David Claerbout: Shadow Piece, 2005, Courtesy the artist and galleries Rüdiger Schöttle, and Esther Schipper © VG Bild-Kunst, Bonn 2023.

Die Ausstellung ist nicht streng chronologisch strukturiert, vielmehr wird entlang einzelner Erzählungen und zentraler Themen Kafkas eine eigne Narrative konstruiert. Bestimmte Leitmotive wie das Labyrinth, die Nadeln, die Ameisen oder die Spinnen werden aufgegriffen. Mit Arbeiten von Künstler*innen wie Louise Bourgeois, Jeff Wall, David Claerbout, Maria Lassnig, Paula Rego oder Sebastian Jung nähert sich die Kuratorin Helena Pereña der Essenz von Kafka aus unterschiedlichen Perspektiven und bedient sich der Kunst unterschiedlicher Generationen. In allen Bereichen der Ausstellung sind Auszüge des Comic-Klassikers “Kafka for Beginners” von Robert Crumb und David Zane Mairowitz zu sehen, die in die jeweilige Thematik einführen.

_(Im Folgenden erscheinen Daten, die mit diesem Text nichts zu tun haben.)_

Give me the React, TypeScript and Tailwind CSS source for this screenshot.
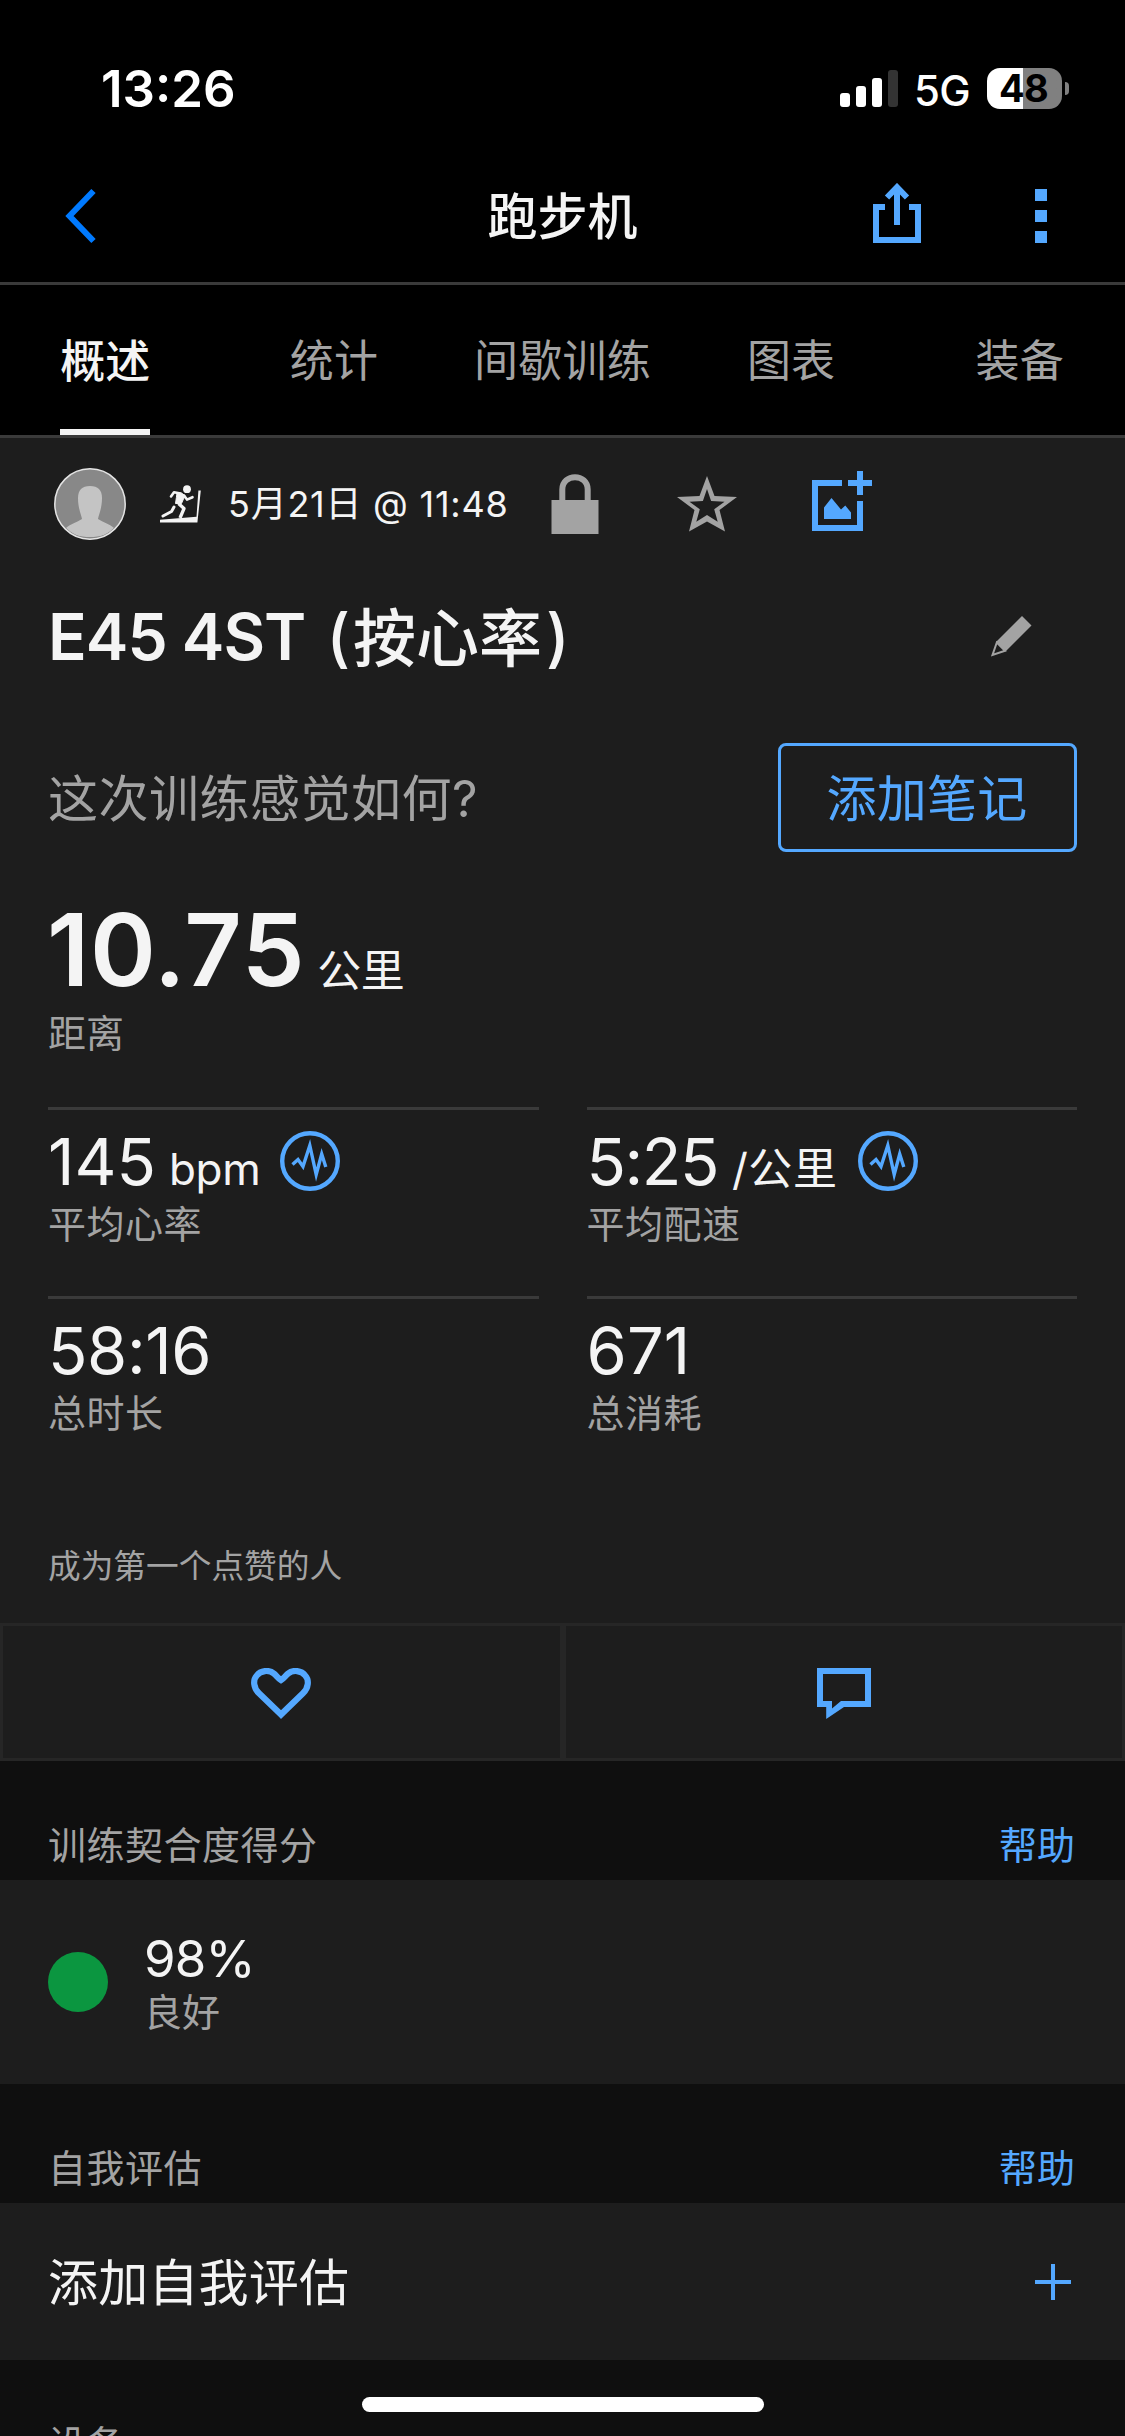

Kafka: 1924, Installationsansicht mit Werken von Cathy Wilkes und Paula Rego, Museum VILLA STUCK, Foto: Jann Averwerser.

Die Ausstellung “Kafka: 1924“ bringt eine vielfältige Auswahl künstlerischer Positionen zusammen, die sich, unter dem inhaltlichen Schirm des Kosmos von Franz Kafka, erstaunlich gut ergänzen. Dicht arrangiert und in den unterschiedlichen Räumen schlüssig gruppiert, ist die Ausstellung ein eigener Reflexionsraum, in dem neue Perspektiven, Verknüpfungen und Querverweise sichtbar werden. Dass Franz Kafka nicht nur in der Literatur einer der prägendsten Figuren des 20. und 21. Jahrhunderts ist, sondern seine Themen auch in der bildenden Kunst wirkmächtig nachhallen, beweist diese Ausstellung nachhaltig.

WANN: Die Ausstellung “KAFKA: 1924” ist noch bis zum 11. Februar 2024 zu sehen.
WO: Museum Villa Stuck, Prinzregentenstr. 60, 81675 München.